§ WHAT IS ASKED: Return each line of the data below exactly, omitting any pictures.

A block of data
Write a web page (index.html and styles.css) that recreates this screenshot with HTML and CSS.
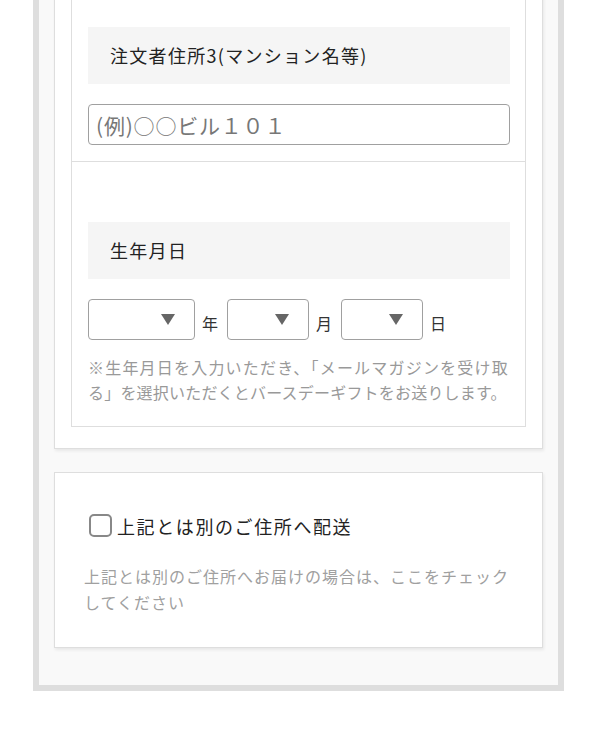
FILE: index.html
```html
<!DOCTYPE html>
<html lang="ja">

<head>
    <meta charset="UTF-8">
    <meta name="viewport" content="width=device-width, initial-scale=1.0">
    <link rel="stylesheet" href="styles.css">
    <title>ご注文者情報</title>
</head>

<body>
    <div class="frame">
        <div class="card">
            <div class="fields">
                <div class="row">
                    <div class="label">注文者住所3(マンション名等)</div>
                    <input class="text-input" type="text" placeholder="(例)○○ビル１０１">
                </div>
                <div class="row">
                    <div class="label">生年月日</div>
                    <div class="date">
                        <span class="sel sel-year"><select><option></option></select></span>
                        <span class="unit">年</span>
                        <span class="sel"><select><option></option></select></span>
                        <span class="unit">月</span>
                        <span class="sel"><select><option></option></select></span>
                        <span class="unit">日</span>
                    </div>
                    <p class="note">
                        <span class="line line-first">※生年月日を入力いただき、「メールマガジンを受け取</span>
                        <span class="line">る」を選択いただくとバースデーギフトをお送りします。</span>
                    </p>
                </div>
            </div>
        </div>

        <div class="card card-ship">
            <label class="check">
                <input type="checkbox">
                <span>上記とは別のご住所へ配送</span>
            </label>
            <p class="help">上記とは別のご住所へお届けの場合は、ここをチェックしてください</p>
        </div>
    </div>
</body>

</html>
```

FILE: styles.css
```css
body {
    margin: 0;
    background: #fff;
    font-family: "Noto Sans CJK JP", "Noto Sans", sans-serif;
    color: #333;
}

.frame {
    margin: -72px 34px 0 33px;
    border: 6px solid #dedede;
    background: #f9f9f9;
    padding: 15px 15px 37px;
}

.card {
    background: #fff;
    border: 1px solid #dedede;
    box-shadow: 1px 2px 3px rgba(0, 0, 0, 0.07);
    padding: 16px 16px 21px;
}

.card + .card {
    margin-top: 23px;
}

.fields {
    border: 1px solid #dedede;
}

.row {
    padding: 60px 15px 16px 16px;
}

.row + .row {
    border-top: 1px solid #dedede;
}

.label {
    background: #f5f5f5;
    height: 57px;
    line-height: 57px;
    padding: 0 22px;
    font-size: 18px;
    letter-spacing: 1.3px;
    color: #222;
}

.text-input {
    display: block;
    box-sizing: border-box;
    width: 100%;
    height: 41px;
    margin: 20px 0 0;
    padding: 0 7px;
    border: 1px solid #a0a0a0;
    border-radius: 4px;
    font-family: inherit;
    font-size: 21px;
    letter-spacing: 0.8px;
    outline: none;
}

.text-input::placeholder {
    color: #777;
}

.date {
    display: flex;
    align-items: center;
    margin-top: 20px;
}

.sel {
    position: relative;
    display: block;
}

.sel select {
    display: block;
    box-sizing: border-box;
    width: 82px;
    height: 41px;
    border: 1px solid #a0a0a0;
    border-radius: 4px;
    background: #fff;
    appearance: none;
    -webkit-appearance: none;
    font-family: inherit;
    font-size: 16px;
    outline: none;
}

.sel-year select {
    width: 107px;
}

.sel::after {
    content: "";
    position: absolute;
    right: 20px;
    top: 15px;
    border-left: 7px solid transparent;
    border-right: 7px solid transparent;
    border-top: 11px solid #666;
    pointer-events: none;
}

.unit {
    font-size: 16px;
    line-height: 16px;
    padding-top: 6px;
    margin: 0 9px 0 7px;
    color: #333;
}

.note {
    margin: 15px 0 5px;
    font-size: 16px;
    line-height: 25px;
    letter-spacing: 0.2px;
    color: #999;
}

.note .line {
    display: block;
    white-space: nowrap;
}

.note .line-first {
    letter-spacing: 1.2px;
}

.card-ship {
    padding: 39px 29px 32px;
}

.check {
    display: flex;
    align-items: center;
    height: 27px;
    font-size: 18px;
    letter-spacing: 1.6px;
    color: #222;
}

.check input {
    appearance: none;
    -webkit-appearance: none;
    box-sizing: border-box;
    width: 23px;
    height: 23px;
    margin: 0 5px 0 5px;
    border: 2px solid #888;
    border-radius: 5px;
    background: #fff;
}

.help {
    margin: 24px 0 0;
    font-size: 16px;
    line-height: 26px;
    letter-spacing: 1px;
    color: #a0a0a0;
}
```
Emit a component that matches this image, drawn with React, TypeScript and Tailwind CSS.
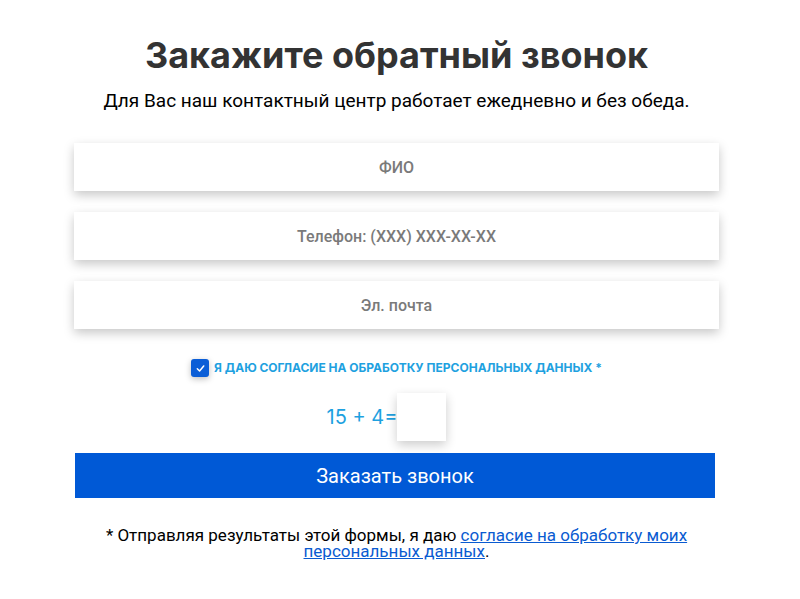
export default function App() {
  return (
    <div className="min-h-[599px] bg-white">
      <div className="mx-0 flex w-[793px] flex-col items-center pt-[33px]">
        <h1 className="text-[36px] font-bold leading-[44px] text-[#333333] [font-family:Inter,'Noto_Sans',sans-serif]">
          Закажите обратный звонок
        </h1>
        <p className="mt-[12px] text-[19px] leading-[24px] text-black [font-family:Roboto,'Noto_Sans',sans-serif]">
          Для Вас наш контактный центр работает ежедневно и без обеда.
        </p>

        <form className="mt-[30px] flex w-[645px] flex-col gap-[21px]">
          {["ФИО", "Телефон: (XXX) XXX-XX-XX", "Эл. почта"].map((ph) => (
            <input
              key={ph}
              placeholder={ph}
              className="h-[48px] w-full bg-white text-center text-[16px] font-medium text-[#555] shadow-[0_4px_10px_rgba(0,0,0,0.22)] outline-none placeholder:text-[#7a7a7a] [font-family:Roboto,sans-serif]"
            />
          ))}
        </form>

        <label className="mt-[30px] flex items-center gap-[5px]">
          <span className="flex h-[18px] w-[18px] items-center justify-center rounded-[3px] bg-[#0b5ed7] shadow-[0_2px_6px_rgba(0,0,0,0.25)]">
            <svg width="11" height="11" viewBox="0 0 12 12" fill="none">
              <path d="M2.5 6.3L5 8.8L9.5 3.2" stroke="white" strokeWidth="1.6" strokeLinecap="round" strokeLinejoin="round" />
            </svg>
          </span>
          <span className="text-[12px] font-bold uppercase leading-none text-[#1ea1e0] [font-family:Inter,sans-serif]">
            Я даю согласие на обработку персональных данных *
          </span>
        </label>

        <div className="mr-[20px] mt-[16px] flex items-center">
          <span className="text-[20px] leading-none text-[#1ea1e0] [font-family:Inter,sans-serif]">15 + 4=</span>
          <div className="h-[48px] w-[49px] bg-white shadow-[0_4px_10px_rgba(0,0,0,0.2)]" />
        </div>

        <button className="mr-[3px] mt-[12px] h-[45px] w-[640px] bg-[#0059d6] text-[20px] text-white [font-family:Roboto,sans-serif]">
          Заказать звонок
        </button>

        <p className="mt-[29px] w-[600px] text-center text-[17px] leading-[16px] text-black [font-family:Roboto,sans-serif]">
          * Отправляя результаты этой формы, я даю{" "}
          <a href="#" className="text-[#0a5bd1] underline">
            согласие на обработку моих персональных данных
          </a>
          .
        </p>
      </div>
    </div>
  );
}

§ RESPONSE BELOW:
Write a web page (index.html and styles.css) that recreates this screenshot with HTML and CSS.
FILE: index.html
```html
<!DOCTYPE html>
<html lang="ja">

<head>
    <meta charset="UTF-8">
    <meta name="viewport" content="width=device-width, initial-scale=1.0">
    <link rel="stylesheet" href="styles.css">
    <title>ご注文者情報</title>
</head>

<body>
    <div class="frame">
        <div class="card">
            <div class="fields">
                <div class="row">
                    <div class="label">注文者住所3(マンション名等)</div>
                    <input class="text-input" type="text" placeholder="(例)○○ビル１０１">
                </div>
                <div class="row">
                    <div class="label">生年月日</div>
                    <div class="date">
                        <span class="sel sel-year"><select><option></option></select></span>
                        <span class="unit">年</span>
                        <span class="sel"><select><option></option></select></span>
                        <span class="unit">月</span>
                        <span class="sel"><select><option></option></select></span>
                        <span class="unit">日</span>
                    </div>
                    <p class="note">
                        <span class="line line-first">※生年月日を入力いただき、「メールマガジンを受け取</span>
                        <span class="line">る」を選択いただくとバースデーギフトをお送りします。</span>
                    </p>
                </div>
            </div>
        </div>

        <div class="card card-ship">
            <label class="check">
                <input type="checkbox">
                <span>上記とは別のご住所へ配送</span>
            </label>
            <p class="help">上記とは別のご住所へお届けの場合は、ここをチェックしてください</p>
        </div>
    </div>
</body>

</html>
```

FILE: styles.css
```css
body {
    margin: 0;
    background: #fff;
    font-family: "Noto Sans CJK JP", "Noto Sans", sans-serif;
    color: #333;
}

.frame {
    margin: -72px 34px 0 33px;
    border: 6px solid #dedede;
    background: #f9f9f9;
    padding: 15px 15px 37px;
}

.card {
    background: #fff;
    border: 1px solid #dedede;
    box-shadow: 1px 2px 3px rgba(0, 0, 0, 0.07);
    padding: 16px 16px 21px;
}

.card + .card {
    margin-top: 23px;
}

.fields {
    border: 1px solid #dedede;
}

.row {
    padding: 60px 15px 16px 16px;
}

.row + .row {
    border-top: 1px solid #dedede;
}

.label {
    background: #f5f5f5;
    height: 57px;
    line-height: 57px;
    padding: 0 22px;
    font-size: 18px;
    letter-spacing: 1.3px;
    color: #222;
}

.text-input {
    display: block;
    box-sizing: border-box;
    width: 100%;
    height: 41px;
    margin: 20px 0 0;
    padding: 0 7px;
    border: 1px solid #a0a0a0;
    border-radius: 4px;
    font-family: inherit;
    font-size: 21px;
    letter-spacing: 0.8px;
    outline: none;
}

.text-input::placeholder {
    color: #777;
}

.date {
    display: flex;
    align-items: center;
    margin-top: 20px;
}

.sel {
    position: relative;
    display: block;
}

.sel select {
    display: block;
    box-sizing: border-box;
    width: 82px;
    height: 41px;
    border: 1px solid #a0a0a0;
    border-radius: 4px;
    background: #fff;
    appearance: none;
    -webkit-appearance: none;
    font-family: inherit;
    font-size: 16px;
    outline: none;
}

.sel-year select {
    width: 107px;
}

.sel::after {
    content: "";
    position: absolute;
    right: 20px;
    top: 15px;
    border-left: 7px solid transparent;
    border-right: 7px solid transparent;
    border-top: 11px solid #666;
    pointer-events: none;
}

.unit {
    font-size: 16px;
    line-height: 16px;
    padding-top: 6px;
    margin: 0 9px 0 7px;
    color: #333;
}

.note {
    margin: 15px 0 5px;
    font-size: 16px;
    line-height: 25px;
    letter-spacing: 0.2px;
    color: #999;
}

.note .line {
    display: block;
    white-space: nowrap;
}

.note .line-first {
    letter-spacing: 1.2px;
}

.card-ship {
    padding: 39px 29px 32px;
}

.check {
    display: flex;
    align-items: center;
    height: 27px;
    font-size: 18px;
    letter-spacing: 1.6px;
    color: #222;
}

.check input {
    appearance: none;
    -webkit-appearance: none;
    box-sizing: border-box;
    width: 23px;
    height: 23px;
    margin: 0 5px 0 5px;
    border: 2px solid #888;
    border-radius: 5px;
    background: #fff;
}

.help {
    margin: 24px 0 0;
    font-size: 16px;
    line-height: 26px;
    letter-spacing: 1px;
    color: #a0a0a0;
}
```
Emit a component that matches this image, drawn with React, TypeScript and Tailwind CSS.
export default function App() {
  return (
    <div className="min-h-[599px] bg-white">
      <div className="mx-0 flex w-[793px] flex-col items-center pt-[33px]">
        <h1 className="text-[36px] font-bold leading-[44px] text-[#333333] [font-family:Inter,'Noto_Sans',sans-serif]">
          Закажите обратный звонок
        </h1>
        <p className="mt-[12px] text-[19px] leading-[24px] text-black [font-family:Roboto,'Noto_Sans',sans-serif]">
          Для Вас наш контактный центр работает ежедневно и без обеда.
        </p>

        <form className="mt-[30px] flex w-[645px] flex-col gap-[21px]">
          {["ФИО", "Телефон: (XXX) XXX-XX-XX", "Эл. почта"].map((ph) => (
            <input
              key={ph}
              placeholder={ph}
              className="h-[48px] w-full bg-white text-center text-[16px] font-medium text-[#555] shadow-[0_4px_10px_rgba(0,0,0,0.22)] outline-none placeholder:text-[#7a7a7a] [font-family:Roboto,sans-serif]"
            />
          ))}
        </form>

        <label className="mt-[30px] flex items-center gap-[5px]">
          <span className="flex h-[18px] w-[18px] items-center justify-center rounded-[3px] bg-[#0b5ed7] shadow-[0_2px_6px_rgba(0,0,0,0.25)]">
            <svg width="11" height="11" viewBox="0 0 12 12" fill="none">
              <path d="M2.5 6.3L5 8.8L9.5 3.2" stroke="white" strokeWidth="1.6" strokeLinecap="round" strokeLinejoin="round" />
            </svg>
          </span>
          <span className="text-[12px] font-bold uppercase leading-none text-[#1ea1e0] [font-family:Inter,sans-serif]">
            Я даю согласие на обработку персональных данных *
          </span>
        </label>

        <div className="mr-[20px] mt-[16px] flex items-center">
          <span className="text-[20px] leading-none text-[#1ea1e0] [font-family:Inter,sans-serif]">15 + 4=</span>
          <div className="h-[48px] w-[49px] bg-white shadow-[0_4px_10px_rgba(0,0,0,0.2)]" />
        </div>

        <button className="mr-[3px] mt-[12px] h-[45px] w-[640px] bg-[#0059d6] text-[20px] text-white [font-family:Roboto,sans-serif]">
          Заказать звонок
        </button>

        <p className="mt-[29px] w-[600px] text-center text-[17px] leading-[16px] text-black [font-family:Roboto,sans-serif]">
          * Отправляя результаты этой формы, я даю{" "}
          <a href="#" className="text-[#0a5bd1] underline">
            согласие на обработку моих персональных данных
          </a>
          .
        </p>
      </div>
    </div>
  );
}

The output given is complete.